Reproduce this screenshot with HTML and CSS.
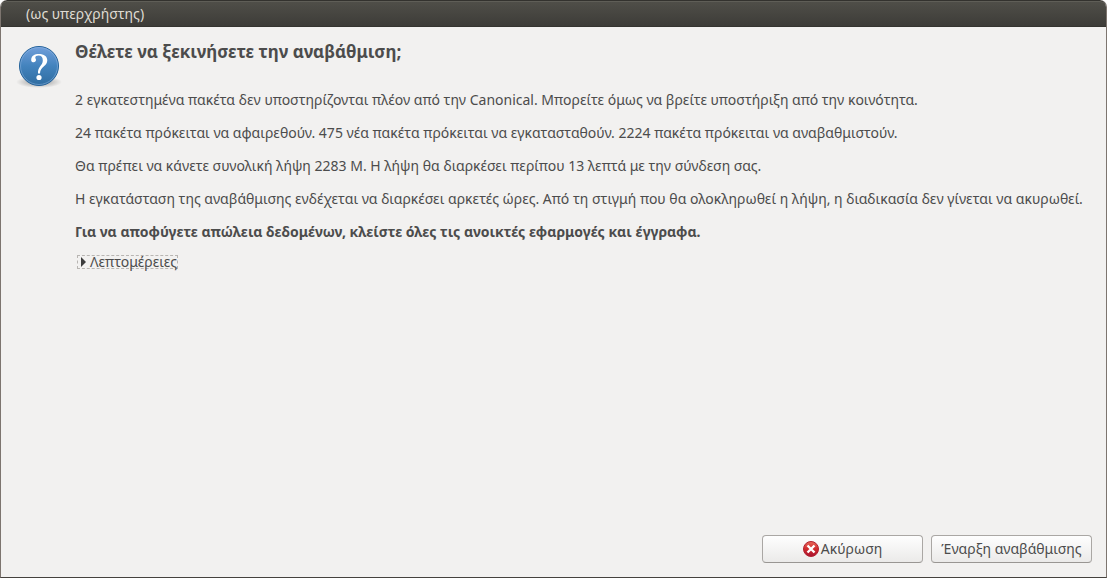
FILE: index.html
```html
<!DOCTYPE html>
<html lang="el">
<head>
<meta charset="utf-8">
<meta name="viewport" content="width=device-width, initial-scale=1">
<title>(ως υπερχρήστης)</title>
<link rel="stylesheet" href="styles.css">
</head>
<body>
<div class="window">
  <header class="titlebar">(ως υπερχρήστης)</header>
  <main class="content">
    <svg class="question" viewBox="0 0 46 46" aria-hidden="true">
      <defs>
        <linearGradient id="blue" x1="0" y1="0" x2="0" y2="1">
          <stop offset="0" stop-color="#729fdb"/>
          <stop offset=".5" stop-color="#4383bd"/>
          <stop offset="1" stop-color="#2f6ca0"/>
        </linearGradient>
        <radialGradient id="shade">
          <stop offset="0" stop-color="#000" stop-opacity=".4"/>
          <stop offset="1" stop-color="#000" stop-opacity="0"/>
        </radialGradient>
      </defs>
      <ellipse cx="23" cy="38" rx="23" ry="6" fill="url(#shade)"/>
      <circle cx="23" cy="22" r="19.5" fill="url(#blue)" stroke="#24629a"/>
      <circle cx="23" cy="22" r="18.5" fill="none" stroke="#8fb8e4" stroke-opacity=".5"/>
      <path d="M15.2 16.4C15 11.6 18.5 9.900 23 9.900C28 9.900 31.300 12.300 31.300 16.300C31.300 22.400 24.300 22.400 24 29.400H22C21.600 22.400 26.800 21.600 26.800 16.400C26.800 13.300 25.300 11.500 22.500 11.500C20.500 11.500 19.300 12.300 19.300 13.500C19.300 14.500 20 15 20 16.100C20 17.300 19.100 18.200 17.700 18.200C16.200 18.200 15.300 17.500 15.200 16.400Z" fill="#fff"/>
      <circle cx="23" cy="33.500" r="2.600" fill="#fff"/>
    </svg>
    <div class="message">
      <h1 class="heading">Θέλετε να ξεκινήσετε την αναβάθμιση;</h1>
      <p class="line">2 εγκατεστημένα πακέτα δεν υποστηρίζονται πλέον από την Canonical. Μπορείτε όμως να βρείτε υποστήριξη από την κοινότητα.</p>
      <p class="line">24 πακέτα πρόκειται να αφαιρεθούν. 475 νέα πακέτα πρόκειται να εγκατασταθούν. 2224 πακέτα πρόκειται να αναβαθμιστούν.</p>
      <p class="line">Θα πρέπει να κάνετε συνολική λήψη 2283 M. Η λήψη θα διαρκέσει περίπου 13 λεπτά με την σύνδεση σας.</p>
      <p class="line">Η εγκατάσταση της αναβάθμισης ενδέχεται να διαρκέσει αρκετές ώρες. Από τη στιγμή που θα ολοκληρωθεί η λήψη, η διαδικασία δεν γίνεται να ακυρωθεί.</p>
      <p class="line strong">Για να αποφύγετε απώλεια δεδομένων, κλείστε όλες τις ανοικτές εφαρμογές και έγγραφα.</p>
      <button class="expander" type="button" aria-expanded="false">
        <svg class="arrow" viewBox="0 0 6 10" aria-hidden="true"><path d="M1 0L6 5L1 10Z" fill="#3c3c3c"/></svg>
        <span>Λεπτομέρειες</span>
      </button>
    </div>
  </main>
  <footer class="actions">
    <button class="button" type="button">
      <svg class="cancel" viewBox="0 0 16 16" aria-hidden="true">
        <defs>
          <linearGradient id="red" x1="0" y1="0" x2="0" y2="1">
            <stop offset="0" stop-color="#e96a5c"/>
            <stop offset=".5" stop-color="#d02a2c"/>
            <stop offset="1" stop-color="#a81432"/>
          </linearGradient>
        </defs>
        <circle cx="8" cy="8" r="7.500" fill="url(#red)" stroke="#b32030"/>
        <path d="M4.500 4.500L11.500 11.500M11.500 4.500L4.500 11.500" stroke="#fff" stroke-width="2.400"/>
      </svg>
      <span>Ακύρωση</span>
    </button>
    <button class="button" type="button">Έναρξη αναβάθμισης</button>
  </footer>
</div>
</body>
</html>
```
FILE: styles.css
```css
* {
  box-sizing: border-box;
}

body {
  margin: 0;
  background: #fff;
  color: #4c4c4c;
  font: 14px/20px "Noto Sans", "Open Sans", sans-serif;
}

.window {
  display: flex;
  flex-direction: column;
  min-height: 100vh;
  overflow: hidden;
  border: 1px solid #7d756f;
  border-top: 0;
  border-bottom-color: #45423e;
  border-radius: 7px 7px 0 0;
  background: #f2f1f0;
}

.titlebar {
  height: 27px;
  margin: 0 -1px;
  padding: 0 26px;
  border-top: 1px solid #33322e;
  border-bottom: 1px solid #353430;
  border-radius: 7px 7px 0 0;
  background: linear-gradient(#504f49, #3d3c38);
  box-shadow: inset 0 1px #5f5e57;
  color: #dfdbd2;
  line-height: 26px;
}

.content {
  display: flex;
  flex: 1;
  align-items: flex-start;
  gap: 13px;
  padding: 13px 0 0 15px;
}

.question {
  flex: none;
  width: 46px;
  height: 46px;
  margin-top: 4px;
}

.message {
  flex: 1;
  min-width: 0;
}

.heading {
  margin: 0 0 26px;
  font-size: 17px;
  line-height: 24px;
}

.line {
  margin: 0 0 13px;
  line-height: 20px;
  white-space: nowrap;
}

.strong {
  font-weight: bold;
}

.expander {
  display: flex;
  align-items: center;
  gap: 4px;
  height: 14px;
  margin: 0 0 0 2px;
  padding: 0 0 0 2px;
  border: 1px dashed #b8b5b2;
  background: none;
  color: inherit;
  font: inherit;
}

.arrow {
  width: 6px;
  height: 10px;
}

.actions {
  display: flex;
  justify-content: flex-end;
  gap: 8px;
  padding: 14px;
}

.button {
  display: flex;
  align-items: center;
  justify-content: center;
  gap: 2px;
  width: 161px;
  height: 28px;
  padding: 0;
  border: 1px solid #aaa7a4;
  border-bottom-color: #999693;
  border-radius: 4px;
  background: linear-gradient(#fefefe, #ebeae9);
  color: inherit;
  font: inherit;
  white-space: nowrap;
}

.cancel {
  width: 16px;
  height: 16px;
}
```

[Task instructions] Return the whole listing, word for word, and leave out every picture.

[Result of the task]
Reproduce this screenshot with HTML and CSS.
FILE: index.html
```html
<!DOCTYPE html>
<html lang="el">
<head>
<meta charset="utf-8">
<meta name="viewport" content="width=device-width, initial-scale=1">
<title>(ως υπερχρήστης)</title>
<link rel="stylesheet" href="styles.css">
</head>
<body>
<div class="window">
  <header class="titlebar">(ως υπερχρήστης)</header>
  <main class="content">
    <svg class="question" viewBox="0 0 46 46" aria-hidden="true">
      <defs>
        <linearGradient id="blue" x1="0" y1="0" x2="0" y2="1">
          <stop offset="0" stop-color="#729fdb"/>
          <stop offset=".5" stop-color="#4383bd"/>
          <stop offset="1" stop-color="#2f6ca0"/>
        </linearGradient>
        <radialGradient id="shade">
          <stop offset="0" stop-color="#000" stop-opacity=".4"/>
          <stop offset="1" stop-color="#000" stop-opacity="0"/>
        </radialGradient>
      </defs>
      <ellipse cx="23" cy="38" rx="23" ry="6" fill="url(#shade)"/>
      <circle cx="23" cy="22" r="19.5" fill="url(#blue)" stroke="#24629a"/>
      <circle cx="23" cy="22" r="18.5" fill="none" stroke="#8fb8e4" stroke-opacity=".5"/>
      <path d="M15.2 16.4C15 11.6 18.5 9.900 23 9.900C28 9.900 31.300 12.300 31.300 16.300C31.300 22.400 24.300 22.400 24 29.400H22C21.600 22.400 26.800 21.600 26.800 16.400C26.800 13.300 25.300 11.500 22.500 11.500C20.500 11.500 19.300 12.300 19.300 13.500C19.300 14.500 20 15 20 16.100C20 17.300 19.100 18.200 17.700 18.200C16.200 18.200 15.300 17.500 15.200 16.400Z" fill="#fff"/>
      <circle cx="23" cy="33.500" r="2.600" fill="#fff"/>
    </svg>
    <div class="message">
      <h1 class="heading">Θέλετε να ξεκινήσετε την αναβάθμιση;</h1>
      <p class="line">2 εγκατεστημένα πακέτα δεν υποστηρίζονται πλέον από την Canonical. Μπορείτε όμως να βρείτε υποστήριξη από την κοινότητα.</p>
      <p class="line">24 πακέτα πρόκειται να αφαιρεθούν. 475 νέα πακέτα πρόκειται να εγκατασταθούν. 2224 πακέτα πρόκειται να αναβαθμιστούν.</p>
      <p class="line">Θα πρέπει να κάνετε συνολική λήψη 2283 M. Η λήψη θα διαρκέσει περίπου 13 λεπτά με την σύνδεση σας.</p>
      <p class="line">Η εγκατάσταση της αναβάθμισης ενδέχεται να διαρκέσει αρκετές ώρες. Από τη στιγμή που θα ολοκληρωθεί η λήψη, η διαδικασία δεν γίνεται να ακυρωθεί.</p>
      <p class="line strong">Για να αποφύγετε απώλεια δεδομένων, κλείστε όλες τις ανοικτές εφαρμογές και έγγραφα.</p>
      <button class="expander" type="button" aria-expanded="false">
        <svg class="arrow" viewBox="0 0 6 10" aria-hidden="true"><path d="M1 0L6 5L1 10Z" fill="#3c3c3c"/></svg>
        <span>Λεπτομέρειες</span>
      </button>
    </div>
  </main>
  <footer class="actions">
    <button class="button" type="button">
      <svg class="cancel" viewBox="0 0 16 16" aria-hidden="true">
        <defs>
          <linearGradient id="red" x1="0" y1="0" x2="0" y2="1">
            <stop offset="0" stop-color="#e96a5c"/>
            <stop offset=".5" stop-color="#d02a2c"/>
            <stop offset="1" stop-color="#a81432"/>
          </linearGradient>
        </defs>
        <circle cx="8" cy="8" r="7.500" fill="url(#red)" stroke="#b32030"/>
        <path d="M4.500 4.500L11.500 11.500M11.500 4.500L4.500 11.500" stroke="#fff" stroke-width="2.400"/>
      </svg>
      <span>Ακύρωση</span>
    </button>
    <button class="button" type="button">Έναρξη αναβάθμισης</button>
  </footer>
</div>
</body>
</html>
```
FILE: styles.css
```css
* {
  box-sizing: border-box;
}

body {
  margin: 0;
  background: #fff;
  color: #4c4c4c;
  font: 14px/20px "Noto Sans", "Open Sans", sans-serif;
}

.window {
  display: flex;
  flex-direction: column;
  min-height: 100vh;
  overflow: hidden;
  border: 1px solid #7d756f;
  border-top: 0;
  border-bottom-color: #45423e;
  border-radius: 7px 7px 0 0;
  background: #f2f1f0;
}

.titlebar {
  height: 27px;
  margin: 0 -1px;
  padding: 0 26px;
  border-top: 1px solid #33322e;
  border-bottom: 1px solid #353430;
  border-radius: 7px 7px 0 0;
  background: linear-gradient(#504f49, #3d3c38);
  box-shadow: inset 0 1px #5f5e57;
  color: #dfdbd2;
  line-height: 26px;
}

.content {
  display: flex;
  flex: 1;
  align-items: flex-start;
  gap: 13px;
  padding: 13px 0 0 15px;
}

.question {
  flex: none;
  width: 46px;
  height: 46px;
  margin-top: 4px;
}

.message {
  flex: 1;
  min-width: 0;
}

.heading {
  margin: 0 0 26px;
  font-size: 17px;
  line-height: 24px;
}

.line {
  margin: 0 0 13px;
  line-height: 20px;
  white-space: nowrap;
}

.strong {
  font-weight: bold;
}

.expander {
  display: flex;
  align-items: center;
  gap: 4px;
  height: 14px;
  margin: 0 0 0 2px;
  padding: 0 0 0 2px;
  border: 1px dashed #b8b5b2;
  background: none;
  color: inherit;
  font: inherit;
}

.arrow {
  width: 6px;
  height: 10px;
}

.actions {
  display: flex;
  justify-content: flex-end;
  gap: 8px;
  padding: 14px;
}

.button {
  display: flex;
  align-items: center;
  justify-content: center;
  gap: 2px;
  width: 161px;
  height: 28px;
  padding: 0;
  border: 1px solid #aaa7a4;
  border-bottom-color: #999693;
  border-radius: 4px;
  background: linear-gradient(#fefefe, #ebeae9);
  color: inherit;
  font: inherit;
  white-space: nowrap;
}

.cancel {
  width: 16px;
  height: 16px;
}
```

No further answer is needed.